Stated task: Wherever a line in the data below holds "components", copy that line.

Dataset rows:

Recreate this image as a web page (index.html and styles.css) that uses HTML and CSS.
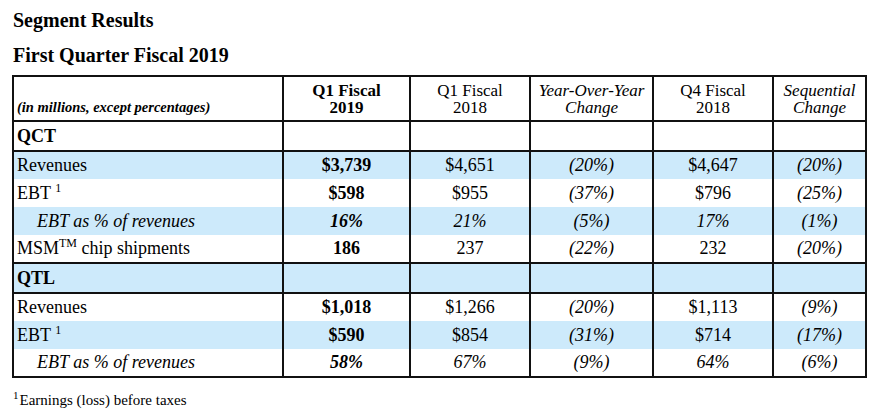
FILE: index.html
```html
<!DOCTYPE html>
<html>
<head>
<meta charset="utf-8">
<link rel="stylesheet" href="styles.css">
</head>
<body>
<h1 class="title t1">Segment Results</h1>
<h2 class="title t2">First Quarter Fiscal 2019</h2>
<table class="seg">
  <colgroup>
    <col class="c-label">
    <col class="c-a">
    <col class="c-b">
    <col class="c-c">
    <col class="c-d">
    <col class="c-e">
  </colgroup>
  <thead>
    <tr class="head">
      <th class="lbl"><span class="units">(in millions, except percentages)</span></th>
      <th class="b">Q1 Fiscal<br>2019</th>
      <th>Q1 Fiscal<br>2018</th>
      <th class="i">Year-Over-Year<br>Change</th>
      <th>Q4 Fiscal<br>2018</th>
      <th class="i">Sequential<br>Change</th>
    </tr>
  </thead>
  <tbody>
    <tr class="section">
      <td class="lbl b">QCT</td><td></td><td></td><td></td><td></td><td></td>
    </tr>
    <tr class="blue">
      <td class="lbl">Revenues</td><td class="b">$3,739</td><td>$4,651</td><td class="i">(20%)</td><td>$4,647</td><td class="i">(20%)</td>
    </tr>
    <tr>
      <td class="lbl">EBT <sup>1</sup></td><td class="b">$598</td><td>$955</td><td class="i">(37%)</td><td>$796</td><td class="i">(25%)</td>
    </tr>
    <tr class="blue">
      <td class="lbl indent i">EBT as % of revenues</td><td class="b i">16%</td><td class="i">21%</td><td class="i">(5%)</td><td class="i">17%</td><td class="i">(1%)</td>
    </tr>
    <tr>
      <td class="lbl">MSM<sup class="tm">TM</sup> chip shipments</td><td class="b">186</td><td>237</td><td class="i">(22%)</td><td>232</td><td class="i">(20%)</td>
    </tr>
    <tr class="section blue">
      <td class="lbl b">QTL</td><td></td><td></td><td></td><td></td><td></td>
    </tr>
    <tr>
      <td class="lbl">Revenues</td><td class="b">$1,018</td><td>$1,266</td><td class="i">(20%)</td><td>$1,113</td><td class="i">(9%)</td>
    </tr>
    <tr class="blue">
      <td class="lbl">EBT <sup>1</sup></td><td class="b">$590</td><td>$854</td><td class="i">(31%)</td><td>$714</td><td class="i">(17%)</td>
    </tr>
    <tr>
      <td class="lbl indent i">EBT as % of revenues</td><td class="b i">58%</td><td class="i">67%</td><td class="i">(9%)</td><td class="i">64%</td><td class="i">(6%)</td>
    </tr>
  </tbody>
</table>
<p class="foot"><sup>1</sup>Earnings (loss) before taxes</p>
</body>
</html>
```

FILE: styles.css
```css
html, body {
  margin: 0;
  padding: 0;
  background: #fff;
}
body {
  font-family: "Liberation Serif", "Times New Roman", serif;
  color: #000;
  padding: 8px 0 0 12px;
}
.title {
  font-size: 20px;
  font-weight: bold;
  line-height: 24px;
  margin: 0;
  padding-left: 1px;
}
.t2 {
  margin-top: 11px;
}
.seg {
  margin-top: 8px;
  border-collapse: collapse;
  table-layout: fixed;
  width: 855px;
  font-size: 18px;
}
.c-label { width: 270px; }
.c-a { width: 127px; }
.c-b { width: 120px; }
.c-c { width: 123px; }
.c-d { width: 120px; }
.c-e { width: 93px; }

.seg th, .seg td {
  border-left: 2px solid #111;
  border-right: 2px solid #111;
  text-align: center;
  white-space: nowrap;
  box-sizing: border-box;
}
.seg td {
  height: 28px;
  line-height: 20px;
  padding: 0 3px 1px;
  vertical-align: middle;
}
.seg .head th {
  font-size: 17px;
  font-weight: normal;
  line-height: 17px;
  height: 45px;
  vertical-align: bottom;
  padding: 0 3px 4px;
  border-top: 2px solid #111;
  border-bottom: 2px solid #111;
}
.seg .head th.b { font-weight: bold; }
.seg .head th.i { font-style: italic; }
.seg th.lbl {
  text-align: left;
}
.units {
  font-size: 14.5px;
  font-weight: bold;
  font-style: italic;
}
.seg td.lbl {
  text-align: left;
  padding-left: 3px;
}
.seg td.indent {
  padding-left: 23px;
}
.b { font-weight: bold; }
.i { font-style: italic; }
.blue td {
  background: #cdeafb;
}
.section td {
  border-top: 2px solid #111;
  border-bottom: 2px solid #111;
  height: 30px;
}
.seg tbody tr:last-child td {
  border-bottom: 2px solid #111;
}
sup {
  font-size: 12px;
  line-height: 0;
  vertical-align: 7px;
}
.foot {
  margin: 13px 0 0 1px;
  font-size: 15px;
  line-height: 18px;
}
.foot sup {
  font-size: 11px;
  vertical-align: 6px;
  margin-right: 1px;
}
```
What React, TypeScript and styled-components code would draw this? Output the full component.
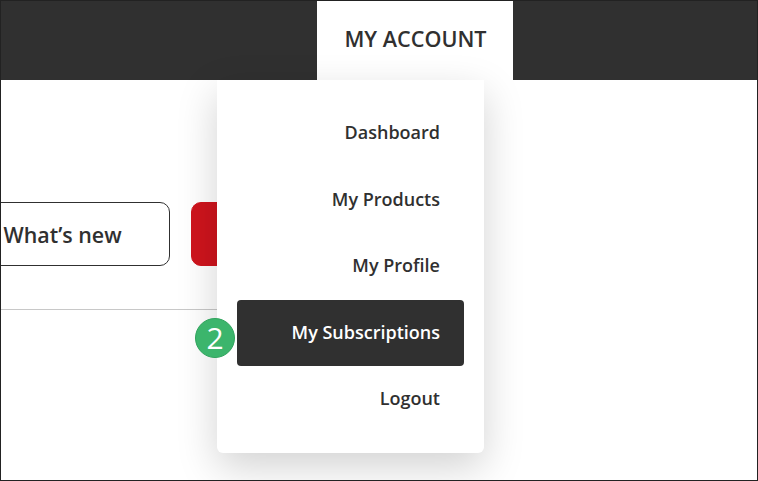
import React from "react";
import styled, { createGlobalStyle } from "styled-components";

const GlobalStyle = createGlobalStyle`
  html, body {
    margin: 0;
    padding: 0;
    background: #fff;
  }
  * {
    box-sizing: border-box;
  }
`;

const Frame = styled.div`
  position: relative;
  width: 758px;
  height: 481px;
  border: 1px solid #222;
  overflow: hidden;
  font-family: "Open Sans", "Lato", sans-serif;
  color: #303030;
`;

const Header = styled.header`
  height: 79px;
  background: #303030;
  display: flex;
  padding-left: 316px;
`;

const AccountTab = styled.div`
  width: 196px;
  background: #fff;
  display: flex;
  align-items: center;
  justify-content: center;
  padding: 0 0 4px 1px;
  font-size: 21.6px;
  font-weight: 600;
`;

const Content = styled.main`
  padding-top: 122px;
`;

const Actions = styled.div`
  display: flex;
  gap: 21px;
  width: 500px;
  margin-left: -30px;
  padding-bottom: 43px;
  border-bottom: 1px solid #c8c8c8;
`;

const ActionButton = styled.div<{ $primary?: boolean }>`
  width: ${(p) => (p.$primary ? "180px" : "199px")};
  height: 64px;
  border-radius: 10px;
  border: 1px solid ${(p) => (p.$primary ? "#cf141d" : "#303030")};
  background: ${(p) => (p.$primary ? "#cf141d" : "#fff")};
  display: flex;
  align-items: center;
  padding-left: 31.5px;
  font-size: 21.4px;
  font-weight: 600;
`;

const Menu = styled.nav`
  position: absolute;
  left: 216px;
  top: 79px;
  width: 267px;
  height: 373px;
  padding: 20px 20px 0;
  background: #fff;
  border-radius: 0 0 6px 6px;
  box-shadow: 0 14px 40px rgba(0, 0, 0, 0.18);
  display: flex;
  flex-direction: column;
`;

const MenuItem = styled.a<{ $active?: boolean }>`
  height: 66.5px;
  flex: none;
  display: flex;
  align-items: center;
  justify-content: flex-end;
  padding: 0 24px 2px 0;
  border-radius: 4px;
  font-size: 18px;
  font-weight: 600;
  background: ${(p) => (p.$active ? "#303030" : "transparent")};
  color: ${(p) => (p.$active ? "#fff" : "#303030")};
`;

const StepBadge = styled.div`
  position: absolute;
  left: 194px;
  top: 317px;
  width: 40px;
  height: 40px;
  border-radius: 50%;
  background: #3cb56c;
  border: 1px solid #2fa35c;
  color: #fff;
  display: flex;
  align-items: center;
  justify-content: center;
  padding-bottom: 2px;
  font-size: 30px;
  font-weight: 500;
`;

const items = ["Dashboard", "My Products", "My Profile", "My Subscriptions", "Logout"];

export default function App() {
  return (
    <>
      <GlobalStyle />
      <Frame>
        <Header>
          <AccountTab>MY ACCOUNT</AccountTab>
        </Header>
        <Content>
          <Actions>
            <ActionButton>What’s new</ActionButton>
            <ActionButton $primary />
          </Actions>
        </Content>
        <Menu>
          {items.map((item) => (
            <MenuItem key={item} $active={item === "My Subscriptions"}>
              {item}
            </MenuItem>
          ))}
        </Menu>
        <StepBadge>2</StepBadge>
      </Frame>
    </>
  );
}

Task solution:
What React, TypeScript and styled-components code would draw this? Output the full component.
import styled, { createGlobalStyle } from "styled-components";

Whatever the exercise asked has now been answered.